Many ideas about poverty and discrimination are nothing more than politically driven assertions unsupported by evidence. And even politically neutral studies that do try to assess evidence are often simply unreliable. In Poverty and Discrimination, economist Kevin Lang cuts through the vast literature on poverty and discrimination to determine what we actually know and how we know it.
Using rigorous statistical analysis and economic thinking to judge what the best research is and which theories match the evidence, this book clears the ground for students, social scientists, and policymakers who want to understand--and help reduce--poverty and discrimination. It evaluates how well antipoverty and antidiscrimination policies and programs have worked--and whether they have sometimes actually made the problems worse. And it provides new insights about the causes of, and possible solutions to, poverty and discrimination.

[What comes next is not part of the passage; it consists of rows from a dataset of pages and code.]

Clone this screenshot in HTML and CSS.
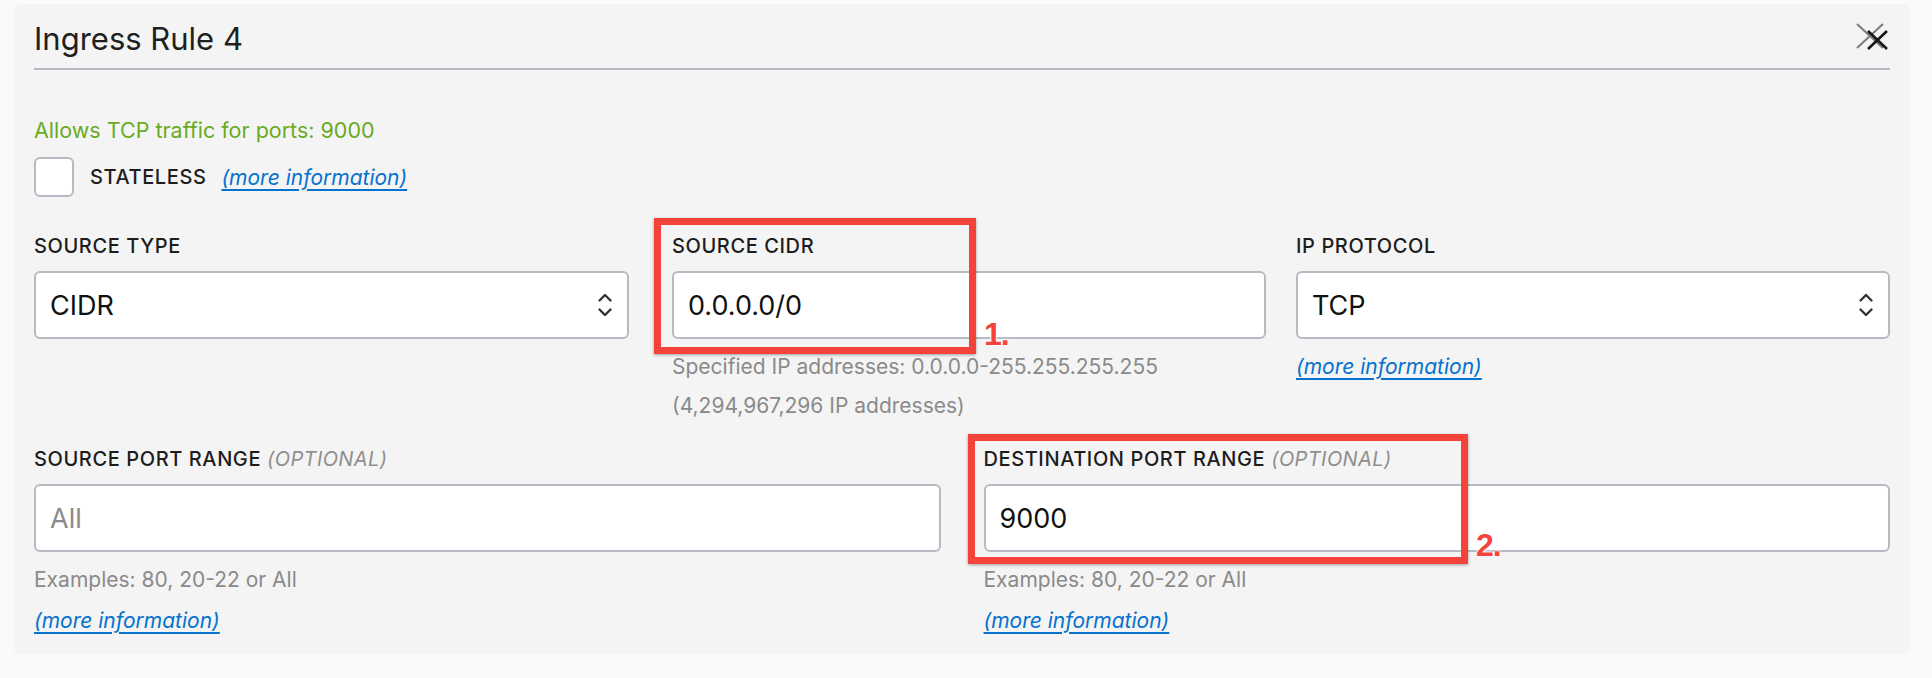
FILE: index.html
```html
<!DOCTYPE html>
<html lang="en">
<head>
<meta charset="utf-8">
<title>Ingress Rule 4</title>
<link rel="stylesheet" href="styles.css">
</head>
<body>
<div class="page">
  <section class="panel">
    <header class="panel-head">
      <h2 class="panel-title">Ingress Rule 4</h2>
      <button class="close" type="button" aria-label="Remove rule">
        <svg width="34" height="28" viewBox="0 0 34 28">
          <path d="M1 1 L27 25 M27 1 L1 25" stroke="#7a7a7a" stroke-width="2" fill="none"/>
          <path d="M12 8 L31 26 M31 8 L12 26" stroke="#161616" stroke-width="2.6" fill="none"/>
        </svg>
      </button>
    </header>

    <p class="summary">Allows TCP traffic for ports: 9000</p>

    <div class="check-row">
      <span class="checkbox"></span>
      <span class="check-label">STATELESS</span>
      <a class="info" href="#">(more information)</a>
    </div>

    <div class="grid3">
      <div class="field">
        <label class="label">SOURCE TYPE</label>
        <div class="select">
          <span>CIDR</span>
          <svg class="updown" width="16" height="26" viewBox="0 0 16 26"><path d="M2.5 8.5 L8 3 L13.5 8.5 M2.5 17.5 L8 23 L13.5 17.5" stroke="#333" stroke-width="2.4" fill="none" stroke-linecap="round" stroke-linejoin="round"/></svg>
        </div>
      </div>
      <div class="field field-cidr">
        <label class="label">SOURCE CIDR</label>
        <input class="input" type="text" value="0.0.0.0/0">
        <p class="help">Specified IP addresses: 0.0.0.0-255.255.255.255</p>
        <p class="help">(4,294,967,296 IP addresses)</p>
      </div>
      <div class="field">
        <label class="label">IP PROTOCOL</label>
        <div class="select">
          <span>TCP</span>
          <svg class="updown" width="16" height="26" viewBox="0 0 16 26"><path d="M2.5 8.5 L8 3 L13.5 8.5 M2.5 17.5 L8 23 L13.5 17.5" stroke="#333" stroke-width="2.4" fill="none" stroke-linecap="round" stroke-linejoin="round"/></svg>
        </div>
        <p class="help"><a class="info" href="#">(more information)</a></p>
      </div>
    </div>

    <div class="grid2">
      <div class="field">
        <label class="label">SOURCE PORT RANGE <em class="optional">(OPTIONAL)</em></label>
        <input class="input" type="text" placeholder="All">
        <p class="help">Examples: 80, 20-22 or All</p>
        <p class="help help-link"><a class="info" href="#">(more information)</a></p>
      </div>
      <div class="field">
        <label class="label">DESTINATION PORT RANGE <em class="optional">(OPTIONAL)</em></label>
        <input class="input" type="text" value="9000">
        <p class="help">Examples: 80, 20-22 or All</p>
        <p class="help help-link"><a class="info" href="#">(more information)</a></p>
      </div>
    </div>
  </section>

  <div class="mark mark-1"></div>
  <span class="mark-num num-1">1.</span>
  <div class="mark mark-2"></div>
  <span class="mark-num num-2">2.</span>
</div>
</body>
</html>
```
FILE: styles.css
```css
* { box-sizing: border-box; }

body {
  margin: 0;
  background: #fafafa;
  font-family: Inter, "Liberation Sans", Arial, sans-serif;
  color: #161513;
}

.page {
  position: relative;
  padding: 4px 22px 25px 14px;
}

.panel {
  background: #f4f4f4;
  border-radius: 6px;
  padding: 0 20px 14px;
}

/* header */
.panel-head {
  display: flex;
  justify-content: space-between;
  align-items: flex-start;
  padding: 15px 0 9px;
  border-bottom: 2px solid #b6bac2;
}

.panel-title {
  margin: 0;
  font-size: 31px;
  line-height: 40px;
  font-weight: 400;
  color: #1f1f1f;
}

.close {
  margin-top: 4px;
  padding: 0;
  border: 0;
  background: none;
  width: 34px;
  height: 28px;
  display: block;
}
.close svg { display: block; }

/* summary */
.summary {
  margin: 45px 0 0;
  font-size: 21.5px;
  line-height: 30px;
  color: #6aab1f;
}

.check-row {
  display: flex;
  align-items: center;
  height: 40px;
  margin-top: 12px;
}

.checkbox {
  width: 40px;
  height: 40px;
  background: #fff;
  border: 2px solid #b6bac2;
  border-radius: 6px;
  margin-right: 16px;
}

.check-label {
  font-size: 20px;
  font-weight: 500;
  letter-spacing: 0.6px;
  color: #1d1d1d;
  margin-right: 15px;
}

.info {
  font-size: 21px;
  font-style: italic;
  color: #0572ce;
  text-decoration: underline;
  text-decoration-thickness: 2px;
  text-underline-offset: 4px;
}

/* grids */
.grid3 {
  display: grid;
  grid-template-columns: 595px 1fr 594px;
  column-gap: 30px;
  margin-top: 36px;
}

.field-cidr { padding-left: 13px; }

.grid2 {
  display: grid;
  grid-template-columns: 1fr 1fr;
  column-gap: 43px;
  margin-top: 21px;
}

.field { display: flex; flex-direction: column; }

.label {
  display: block;
  font-size: 20px;
  font-weight: 500;
  line-height: 26px;
  letter-spacing: 0.6px;
  color: #1d1d1d;
  margin-bottom: 12px;
}

.optional {
  font-style: italic;
  font-weight: 400;
  color: #8f8f8f;
  letter-spacing: 0.4px;
}

.select,
.input {
  height: 68px;
  width: 100%;
  background: #fff;
  border: 2px solid #b6bac2;
  border-radius: 6px;
  font-family: inherit;
  font-size: 27px;
  color: #111;
}

.select {
  display: flex;
  align-items: center;
  justify-content: space-between;
  padding: 0 14px 0 14px;
}

.updown { display: block; }

.input {
  padding: 0 14px;
  outline: none;
  margin: 0;
}
.input::placeholder { color: #8a8a8a; }

.help {
  margin: 0;
  font-size: 21px;
  line-height: 39px;
  color: #8a8a8a;
}
.field > .help:first-of-type { margin-top: 8px; }
.help-link { margin-top: 2px; }

/* annotation overlays */
.mark {
  position: absolute;
  border: 7px solid #f4433a;
  box-shadow: 0 1px 3px rgba(0, 0, 0, 0.35);
}
.mark-1 { left: 654px; top: 218px; width: 322px; height: 136px; }
.mark-2 { left: 968px; top: 434px; width: 500px; height: 130px; }

.mark-num {
  position: absolute;
  font-family: "Liberation Sans", Arial, sans-serif;
  font-weight: 700;
  font-size: 32px;
  line-height: 32px;
  letter-spacing: -1px;
  color: #f4433a;
  text-shadow: 0 0 2px #fff, 0 0 2px #fff, 0 0 3px #fff;
}
.num-1 { left: 984px; top: 318px; }
.num-2 { left: 1476px; top: 529px; }
```
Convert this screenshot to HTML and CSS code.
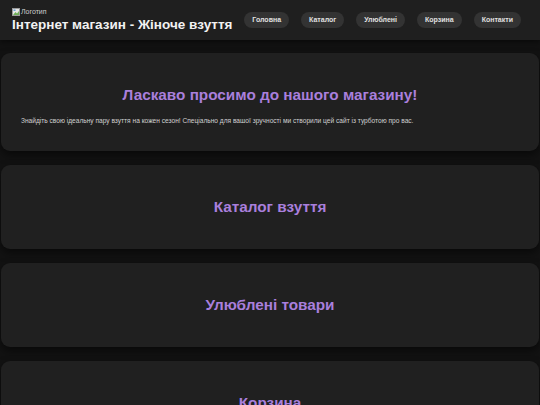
FILE: index.html
```html
<!DOCTYPE html>
<html lang="uk">
<head>
    <meta charset="UTF-8">
    <meta name="viewport" content="width=device-width, initial-scale=1.0">
    <title>Інтернет магазин - Жіноче взуття</title>
    <link rel="stylesheet" href="styles.css">
</head>
<body>
    <header class="site-header">
        <div class="brand">
            <!-- logo placeholder -->
            <span class="logo">
                <svg class="logo-icon" width="8" height="8" viewBox="0 0 8 8">
                    <rect x="0.5" y="0.5" width="7" height="7" fill="#e8e8e8" stroke="#9a9a9a"/>
                    <path d="M1 7 L3.5 4 L5 5.5 L7 3 L7 7 Z" fill="#6fae5a"/>
                    <rect x="1.5" y="1.5" width="2" height="1.5" fill="#6a9fd8"/>
                </svg>Логотип
            </span>
            <h1>Інтернет магазин - Жіноче взуття</h1>
        </div>
        <nav class="main-nav">
            <a href="#">Головна</a>
            <a href="#catalog">Каталог</a>
            <a href="#favorites">Улюблені</a>
            <a href="#cart">Корзина</a>
            <a href="#contacts">Контакти</a>
        </nav>
    </header>

    <main>
        <section class="block">
            <h2>Ласкаво просимо до нашого магазину!</h2>
            <p>Знайдіть свою ідеальну пару взуття на кожен сезон! Спеціально для вашої зручності ми створили цей сайт із турботою про вас.</p>
        </section>

        <section class="block" id="catalog">
            <h2>Каталог взуття</h2>
        </section>

        <section class="block" id="favorites">
            <h2>Улюблені товари</h2>
        </section>

        <section class="block" id="cart">
            <h2>Корзина</h2>
        </section>

        <section class="block" id="contacts">
            <h2>Контакти</h2>
        </section>
    </main>
</body>
</html>
```

FILE: styles.css
```css
body {
    margin: 0;
    background-color: #121212;
    color: #e6e6e6;
    font-family: "Liberation Sans", Arial, sans-serif;
}

.site-header {
    height: 40px;
    display: flex;
    align-items: center;
    justify-content: space-between;
    padding: 0 19px 0 12px;
    background-color: #1f1f1f;
    box-shadow: 0 2px 6px rgba(0, 0, 0, 0.5);
    white-space: nowrap;
}

.brand {
    display: flex;
    flex-direction: column;
    flex-shrink: 0;
}

.logo {
    display: flex;
    align-items: center;
    font-size: 7px;
    line-height: 8px;
    color: #cfcfcf;
}

.logo-icon {
    margin-right: 1px;
}

.site-header h1 {
    margin: 0;
    font-size: 13.5px;
    line-height: 17px;
    color: #f2f2f2;
}

.main-nav {
    display: flex;
    gap: 12px;
}

.main-nav a {
    padding: 4px 8px;
    border-radius: 8px;
    background-color: #333333;
    color: #e0e0e0;
    font-size: 7px;
    font-weight: bold;
    line-height: 8px;
    text-decoration: none;
}

main {
    padding-top: 13px;
}

.block {
    margin: 0 1px 14px;
    padding: 20px;
    background-color: #202020;
    border-radius: 9px;
    box-shadow: 0 4px 8px rgba(0, 0, 0, 0.5);
    text-align: center;
}

.block h2 {
    margin: 13px 0;
    font-size: 15.3px;
    line-height: 18px;
    color: #a97fdc;
}

.block p {
    margin: 7px 0;
    font-size: 6.6px;
    text-align: left;
    color: #d0d0d0;
}
```
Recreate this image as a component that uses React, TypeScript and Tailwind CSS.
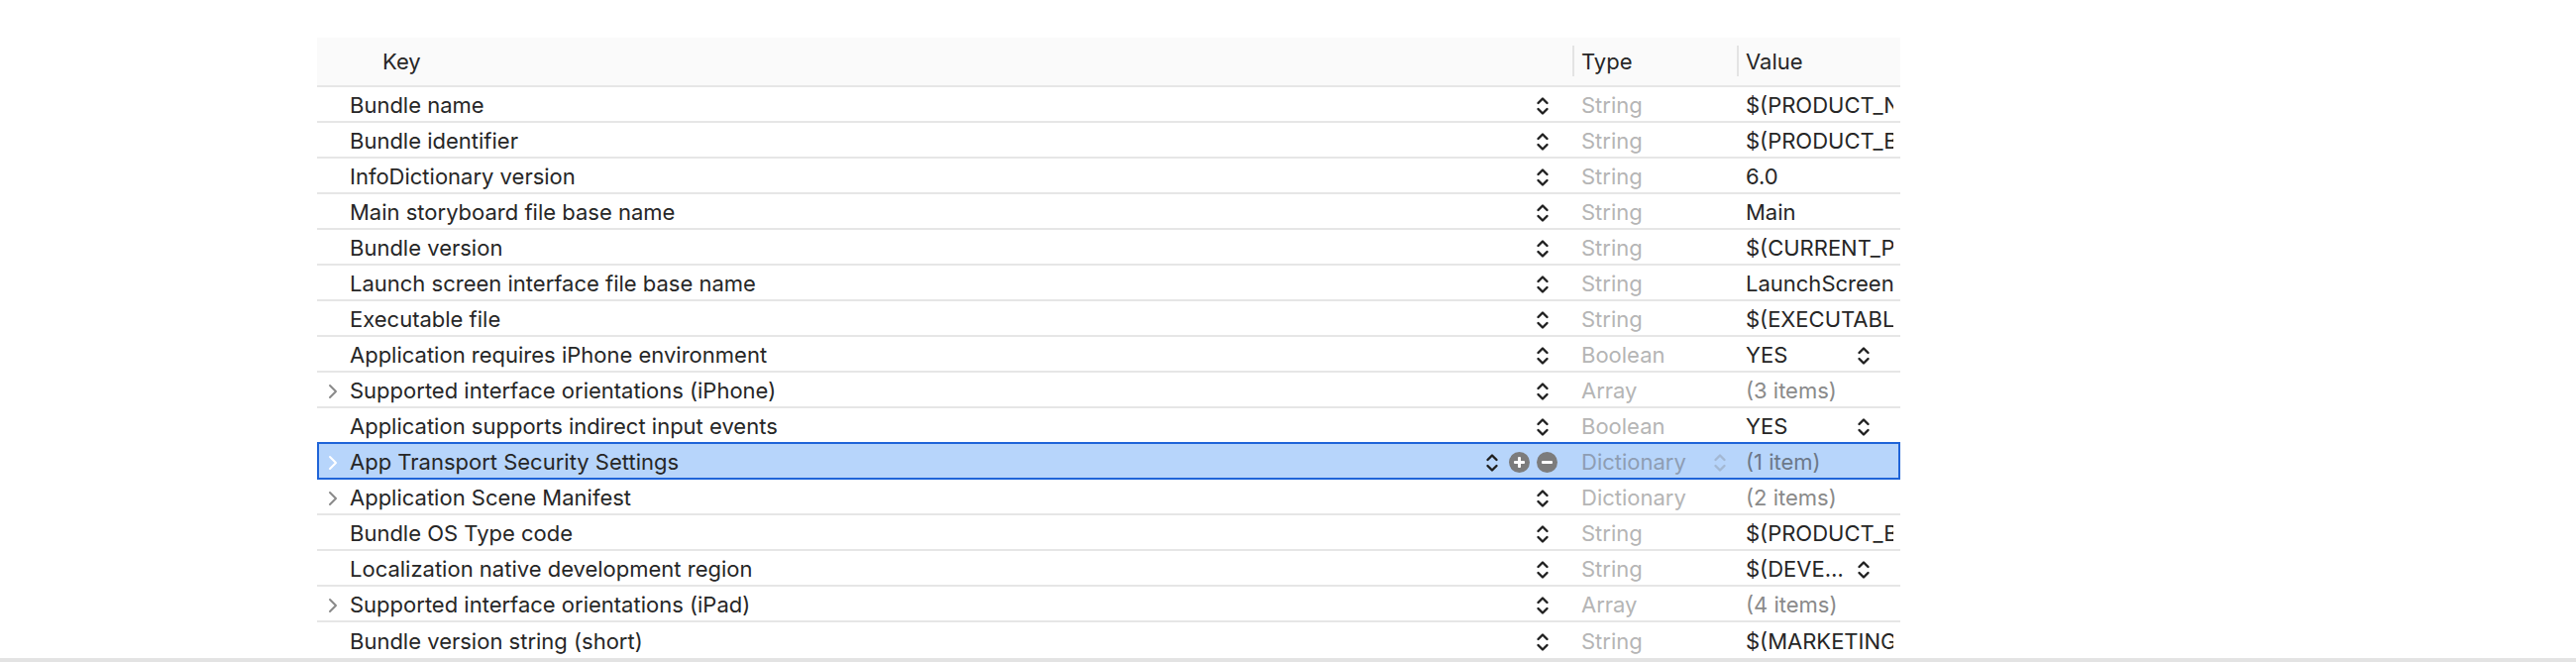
import React from "react";

type Row = {
  key: string;
  type: string;
  value: string;
  expandable?: boolean;
  muted?: boolean;
  popup?: boolean;
  selected?: boolean;
};

const rows: Row[] = [
  { key: "Bundle name", type: "String", value: "$(PRODUCT_NAME)" },
  { key: "Bundle identifier", type: "String", value: "$(PRODUCT_BUNDLE_IDENTIFIER)" },
  { key: "InfoDictionary version", type: "String", value: "6.0" },
  { key: "Main storyboard file base name", type: "String", value: "Main" },
  { key: "Bundle version", type: "String", value: "$(CURRENT_PROJECT_VERSION)" },
  { key: "Launch screen interface file base name", type: "String", value: "LaunchScreen" },
  { key: "Executable file", type: "String", value: "$(EXECUTABLE_NAME)" },
  { key: "Application requires iPhone environment", type: "Boolean", value: "YES", popup: true },
  { key: "Supported interface orientations (iPhone)", type: "Array", value: "(3 items)", expandable: true, muted: true },
  { key: "Application supports indirect input events", type: "Boolean", value: "YES", popup: true },
  { key: "App Transport Security Settings", type: "Dictionary", value: "(1 item)", expandable: true, muted: true, selected: true },
  { key: "Application Scene Manifest", type: "Dictionary", value: "(2 items)", expandable: true, muted: true },
  { key: "Bundle OS Type code", type: "String", value: "$(PRODUCT_BUNDLE_PACKAGE_TYPE)" },
  { key: "Localization native development region", type: "String", value: "$(DEVE…", popup: true },
  { key: "Supported interface orientations (iPad)", type: "Array", value: "(4 items)", expandable: true, muted: true },
  { key: "Bundle version string (short)", type: "String", value: "$(MARKETING_VERSION)" },
];

function Stepper({ color = "#1f1f1f" }: { color?: string }) {
  return (
    <svg width="14" height="22" viewBox="0 0 14 22" fill="none" stroke={color} strokeWidth="2.4" strokeLinecap="round" strokeLinejoin="round">
      <path d="M2.5 8 L7 3.5 L11.5 8" />
      <path d="M2.5 14 L7 18.5 L11.5 14" />
    </svg>
  );
}

function Disclosure({ color }: { color: string }) {
  return (
    <svg width="12" height="16" viewBox="0 0 12 16" fill="none" stroke={color} strokeWidth="2" strokeLinecap="round" strokeLinejoin="round">
      <path d="M3 2 L9 8 L3 14" />
    </svg>
  );
}

function RoundButton({ minus }: { minus?: boolean }) {
  return (
    <svg width="21" height="21" viewBox="0 0 21 21">
      <circle cx="10.5" cy="10.5" r="10.5" fill="#7c7c7c" />
      <rect x="5" y="9" width="11" height="3" rx="1" fill="#ffffff" />
      {!minus && <rect x="9" y="5" width="3" height="11" rx="1" fill="#ffffff" />}
    </svg>
  );
}

function PlistRow({ row, last }: { row: Row; last: boolean }) {
  const rowClass = row.selected
    ? "-mt-[2px] h-[38px] border-2 border-[#1f64d8] bg-[#b7d5fb]"
    : last
      ? "h-[36px]"
      : "h-[36px] border-b-2 border-[#e6e6e6]";

  return (
    <div className={`flex items-center pt-[3px] ${rowClass}`}>
      <div className={`flex h-full w-[1267px] shrink-0 items-center ${row.selected ? "-ml-[2px]" : ""}`}>
        <div className="flex w-[33px] shrink-0 justify-start pl-[10px]">
          {row.expandable && <Disclosure color={row.selected ? "#ffffff" : "#8a8a8a"} />}
        </div>
        <span className="flex-1 truncate text-[22px] text-[#262626]">{row.key}</span>
        {row.selected ? (
          <div className="mr-[15px] flex items-center">
            <Stepper />
            <div className="ml-[10px] flex items-center gap-[7px]">
              <RoundButton />
              <RoundButton minus />
            </div>
          </div>
        ) : (
          <div className="mr-[23px] flex items-center">
            <Stepper />
          </div>
        )}
      </div>
      <div className="flex h-full w-[166px] shrink-0 items-center pl-[9px]">
        <span className={`flex-1 text-[22px] ${row.selected ? "text-[#8e9db3]" : "text-[#b5b5b5]"}`}>{row.type}</span>
        {row.selected && (
          <div className="mr-[10px]">
            <Stepper color="#a3b8d3" />
          </div>
        )}
      </div>
      <div className="flex h-full min-w-0 flex-1 items-center overflow-hidden pl-[9px] pr-[7px]">
        <span
          className={`overflow-hidden whitespace-nowrap text-[22px] ${row.popup ? "w-[112px] shrink-0" : "flex-1"} ${
            row.muted ? (row.selected ? "text-[#6c7888]" : "text-[#8a8a8a]") : "text-[#262626]"
          }`}
          style={{ textOverflow: "clip" }}
        >
          {row.value}
        </span>
        {row.popup && <Stepper />}
      </div>
    </div>
  );
}

export default function App() {
  return (
    <div className="flex h-[668px] w-full flex-col bg-white font-['Inter','Noto_Sans',sans-serif]">
      <div className="ml-[320px] mt-[38px] w-[1598px]">
        <div className="flex h-[50px] items-center border-b-2 border-[#e6e6e6] bg-[#fafafa] text-[22px] text-[#262626]">
          <div className="w-[1267px] shrink-0 pl-[66px]">Key</div>
          <div className="flex h-full w-[166px] shrink-0 items-center border-l-2 border-[#e4e4e4] pl-[7px] [border-image:linear-gradient(to_bottom,transparent_18%,#e4e4e4_18%,#e4e4e4_80%,transparent_80%)_1]">
            Type
          </div>
          <div className="flex h-full flex-1 items-center border-l-2 border-[#e4e4e4] pl-[7px] [border-image:linear-gradient(to_bottom,transparent_18%,#e4e4e4_18%,#e4e4e4_80%,transparent_80%)_1]">
            Value
          </div>
        </div>
        {rows.map((row, i) => (
          <PlistRow key={row.key} row={row} last={i === rows.length - 1} />
        ))}
      </div>
      <div className="mt-auto h-[4px] w-full bg-[#e3e3e3]" />
    </div>
  );
}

The book begins by asking, "Who is poor?" and by giving a brief history of poverty and poverty policy in the United States in the twentieth century, including the Welfare Reform Act of 1996. Among the topics covered are the changing definition of poverty, the relation between economic growth and poverty, and the effects of labor markets, education, family composition, and concentrated poverty. The book then evaluates the evidence on racial discrimination in areas such as education, employment, and criminal justice, as well as sex discrimination in the labor market, and assesses the effectiveness of antidiscrimination policies.
Throughout, the book is grounded in the conviction that we must have much better empirical knowledge of poverty and discrimination if we hope to reduce them.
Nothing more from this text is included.